Queria contar a história toda num take porque quando estava a entrevistar mais de 40 sobreviventes, muitos deles disseram a mesma coisa, ou seja, que aqueles 72 minutos, que durou o ataque, pareceram uma eternidade. Quis trazer essa noção de tempo para o filme, como se esses 72 minutos fossem uma personagem.
E como conseguiu esse plano-sequência? Quantas vezes tentou até obter o resultado pretendido?
Tive cinco dias para tentar captar tudo num take. Só havia possibilidade de fazer uma tentativa por dia porque depois de filmar ficavam todos exaustos. Por isso, tive cinco opções, de segunda a sexta, e usei as filmagens de quinta-feira para o filme, a opção número quatro.
Como é que a Noruega olha para estes atentados, sete anos depois?
Acredito que ainda não refletimos na grande questão que ainda precisa de uma resposta, que é "o que podemos fazer para prevenir que isto não aconteça outra vez?". Acho que demos ao terrorista um julgamento justo, está na prisão e provavelmente ficará lá até ao resto da vida, mas ainda não debatemos o que pode ser feito para impedir que aconteça outra vez. E, na realidade, vemos a ascensão dos movimentos de extrema-direita na Europa e na Noruega. Parece que o ataque, que foi motivado por crenças políticas, não mudou ou travou o crescimento da direita. Esse foi também um dos motivos para fazer este filme. Não como um filme político, mas porque todos temos uma responsabilidade política, todos nós. Por isso, ao contarmos esta história apenas do lado das vítimas, quisemos ver se podíamos fomentar raiva e debates entre o público.
E como foi perceber que o autor dos ataques era, afinal, um norueguês?
Todo o ataque foi um choque, independentemente de quem fosse o responsável... E foi quase um alívio, para ser honesto, quando percebemos que era um de nós. Penso que seria difícil e um desafio enorme para muitos grupos na Noruega se o ataque tivesse sido perpetrado por estrangeiros. Quis expressar isso no filme porque essas discussões aconteceram durante as primeiras horas até percebermos quem era o atacante.

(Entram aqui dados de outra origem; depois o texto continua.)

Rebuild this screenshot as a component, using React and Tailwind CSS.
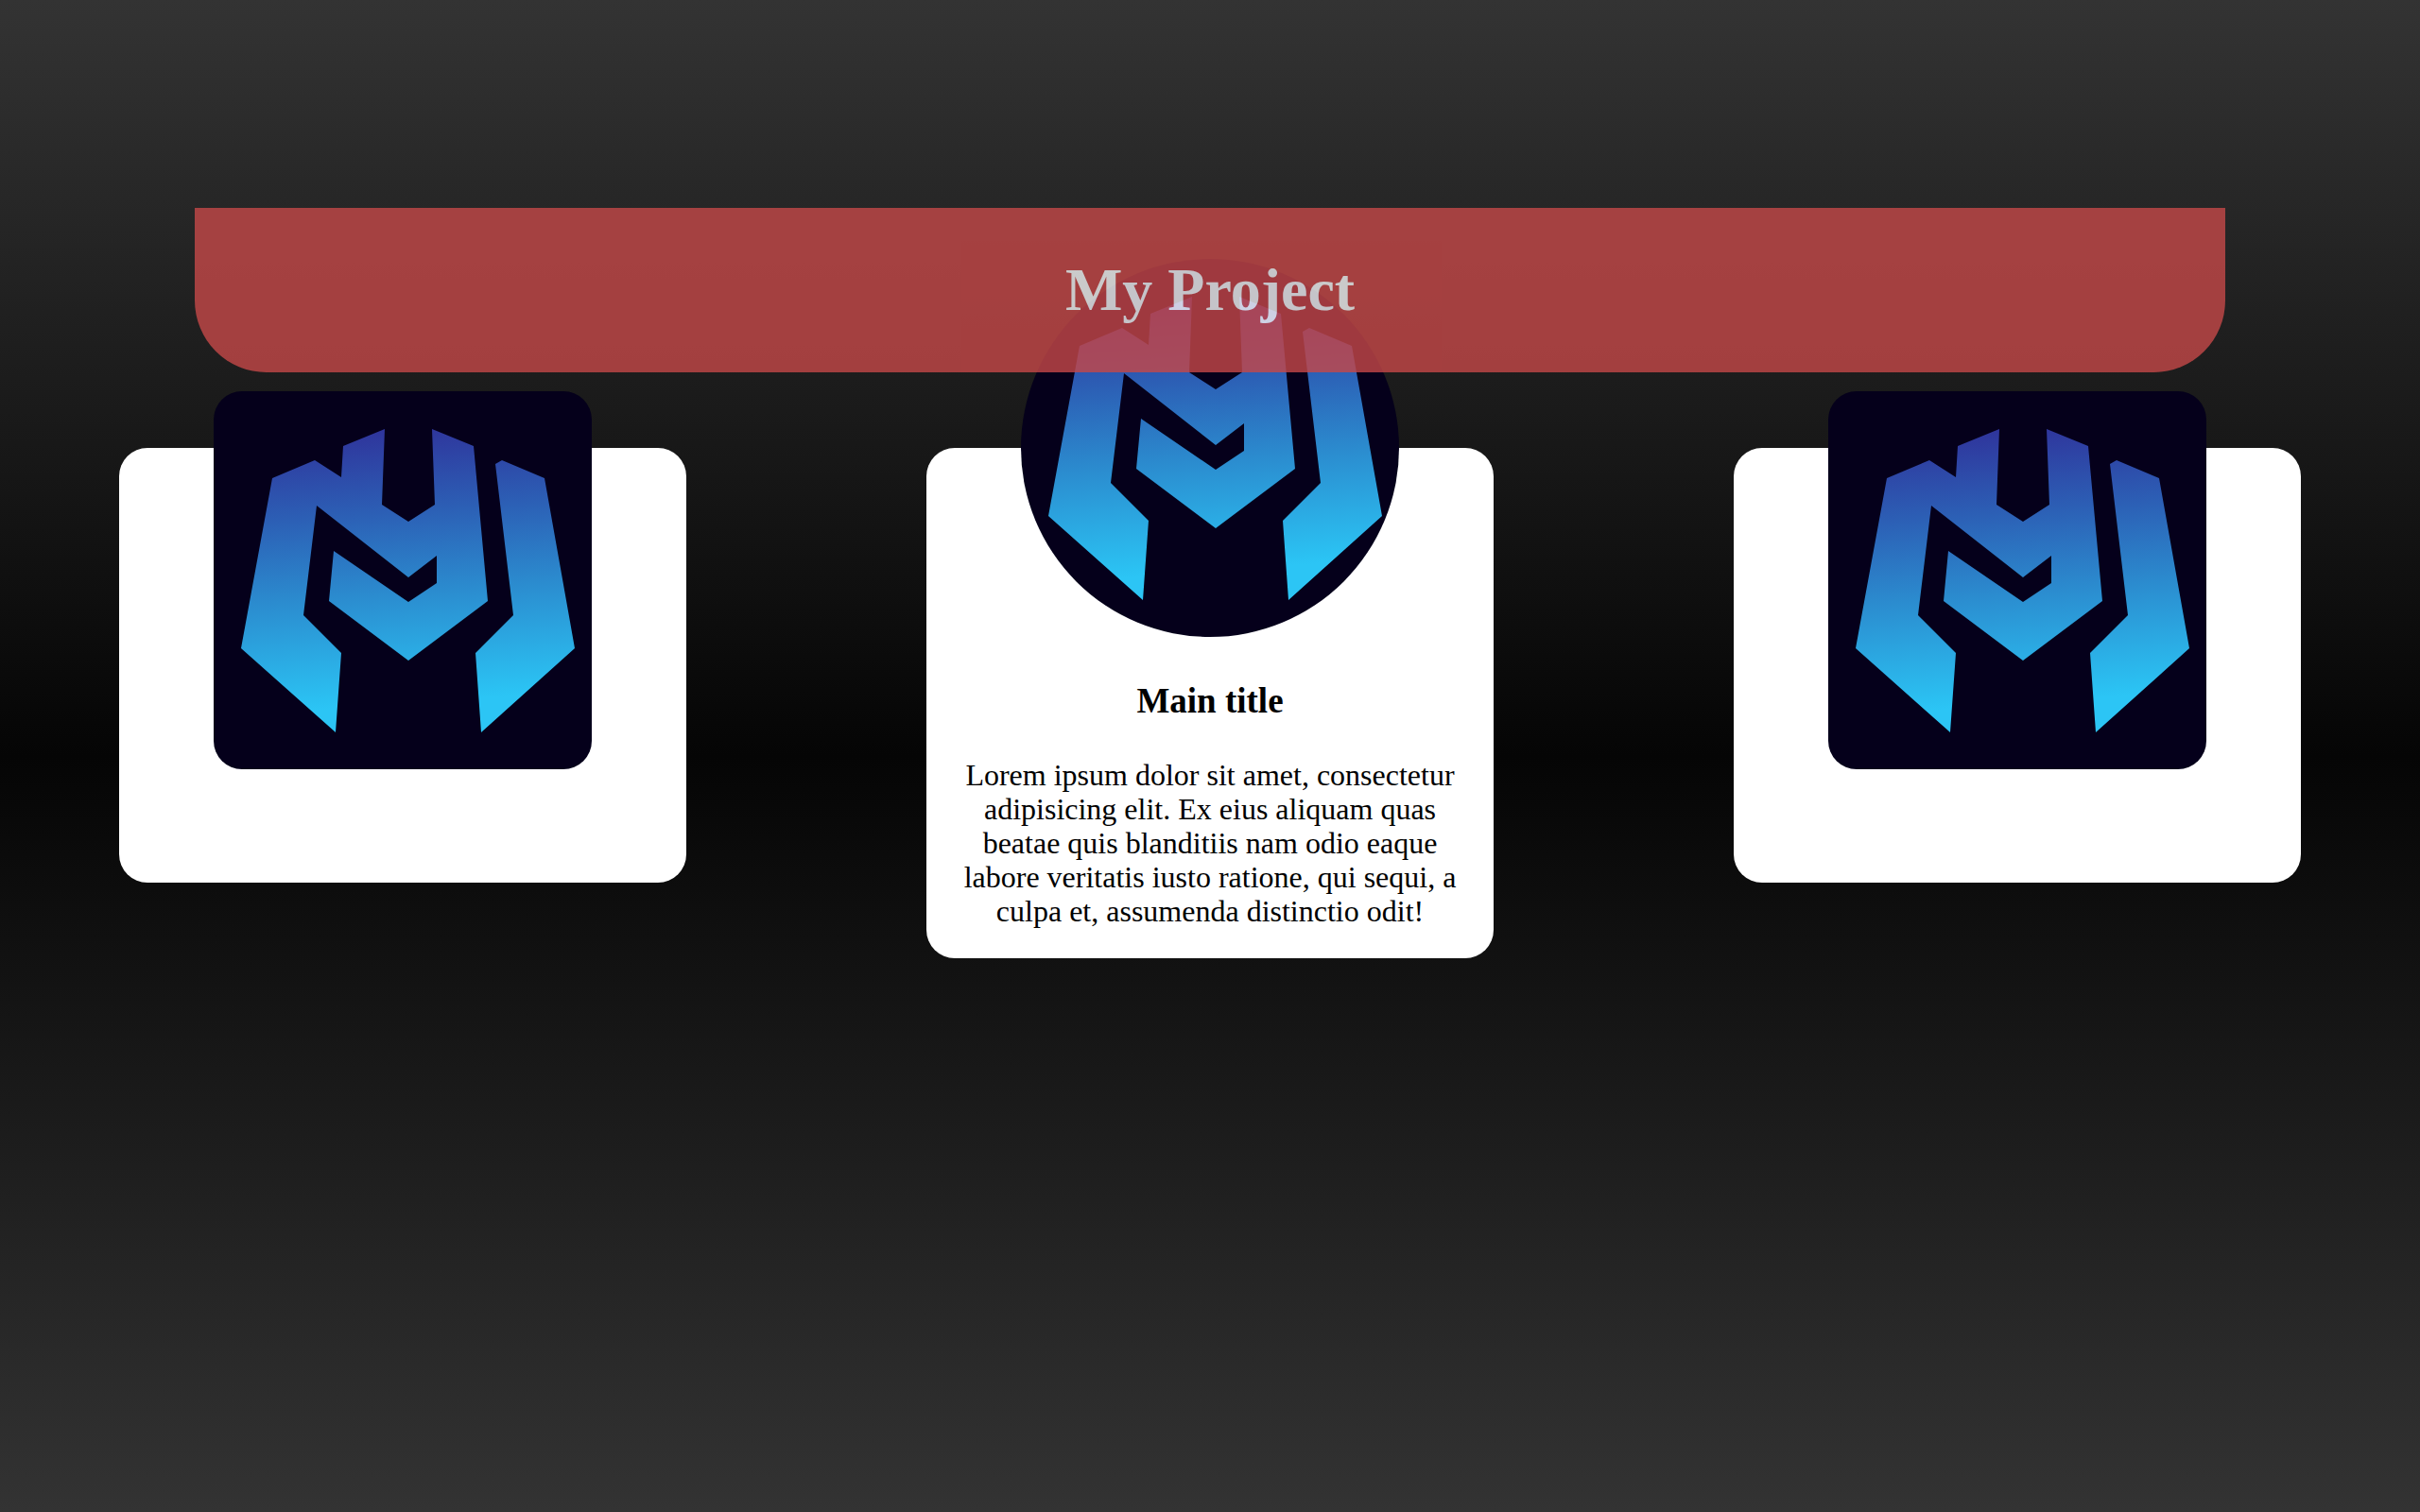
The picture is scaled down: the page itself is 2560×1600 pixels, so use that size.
function Emblem({ id, className }) {
  return (
    <svg
      viewBox="0 0 400 400"
      role="img"
      aria-label="Project logo"
      className={`block size-[400px] shrink-0 bg-[#05001b] ${className}`}
    >
      <defs>
        <linearGradient id={id} gradientUnits="userSpaceOnUse" x1="190" y1="40" x2="212" y2="330">
          <stop offset="0" stopColor="#2f359c" />
          <stop offset="0.3" stopColor="#2c5fb5" />
          <stop offset="0.6" stopColor="#2b8ccf" />
          <stop offset="0.97" stopColor="#2bc1f2" />
          <stop offset="1" stopColor="#2cc5f5" />
        </linearGradient>
      </defs>
      <g fill={`url(#${id})`}>
        <path d="M62 92 107 73 135 91 137 58 181 40 178 120 206 138 234 120 231 40 275 58 290 222 206 285 122 222 127 169 206 223 236 203 236 174 206 197 109 121 95 237 135 277 129 361 29 272Z" />
        <path d="M298 77 305 73 350 92 382 272 283 361 277 277 317 237Z" />
      </g>
    </svg>
  );
}

function SideCard({ id }) {
  return (
    <article className="flex w-[600px] flex-col items-center rounded-[30px] bg-white pb-[120px]">
      <Emblem id={id} className="-mt-[60px] rounded-[30px]" />
    </article>
  );
}

export default function App() {
  return (
    <div className="min-h-screen bg-[linear-gradient(#333333,#050505,#333333)] pt-[220px] font-['Liberation_Serif',serif] text-black">
      <header className="relative z-10 mx-[206px] rounded-b-[76px] bg-[#c64848] py-[50px] text-center text-[#f5f5f5] opacity-80">
        <h1 className="text-[64px] leading-[74px] font-bold">My Project</h1>
      </header>
      <main className="mt-20 flex items-start justify-between px-[126px]">
        <SideCard id="emblem-left" />
        <article className="flex w-[600px] flex-col items-center rounded-[30px] bg-white px-8 pb-8 text-center">
          <Emblem id="emblem-main" className="-mt-[200px] rounded-full" />
          <h3 className="mt-[46px] text-[37px] leading-[43px] font-bold">Main title</h3>
          <p className="mt-[39px] text-[32px] leading-9">
            Lorem ipsum dolor sit amet, consectetur adipisicing elit. Ex eius aliquam quas beatae quis
            blanditiis nam odio eaque labore veritatis iusto ratione, qui sequi, a culpa et, assumenda
            distinctio odit!
          </p>
        </article>
        <SideCard id="emblem-right" />
      </main>
    </div>
  );
}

Como é que o filme tem sido recebido na Noruega?
O filme tem sido muito bem recebido. Houve algumas vozes quando se começou a falar do filme e enquanto o fizemos, houve vozes que questionavam se não era muito cedo ou se seria possível levar para o cinema uma tragédia daquelas, mas quando muitos sobreviventes defenderam o filme e disseram que queriam que fosse feito, as críticas reduziram-se a poucas vozes. E, quando finalmente estreou, as pessoas viram que o filme respeitava e dignificava o que aconteceu. Nessa altura, as discussões sobre onde deveria ser colocado um memorial e quem deveria criá-lo passaram a ser "se calhar este filme podia ser o nosso memorial".

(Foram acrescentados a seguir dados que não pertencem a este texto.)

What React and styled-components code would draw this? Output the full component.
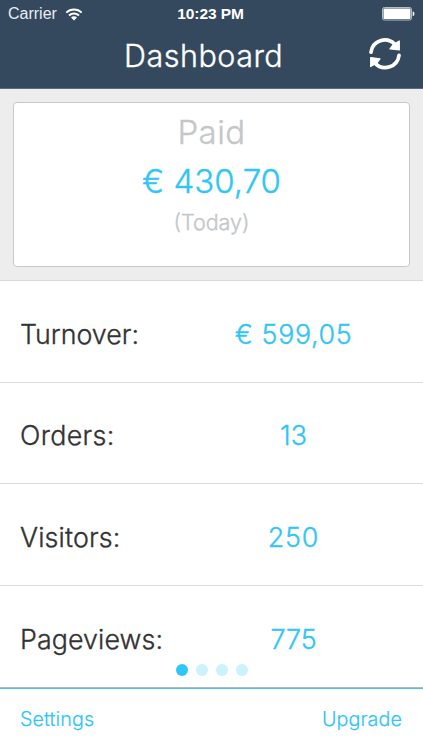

Há um outro filme sobre Utoya, da Netflix, realizado por Paul Greengrass... viu o filme? O que achou?
Há tantos elementos ficcionais no filme e permite ao atacante expressar as suas ideias malucas durante quase uma hora sem que ninguém o questione. Acho que devíamos debater a responsabilidade por darmos a estes terroristas tanta fama. Nós quisemos contar a história sem lhe dar ainda mais fama. Uma das coisas que me preocupa no filme do Paul Greengrass para a Netflix é que eles mudaram o título para um quase igual ao nosso. Agora temos de lembrar às pessoas que existem dois filmes, e o nosso, infelizmente, não vai ser vendido na Netflix, têm de ir ao cinema vê-lo.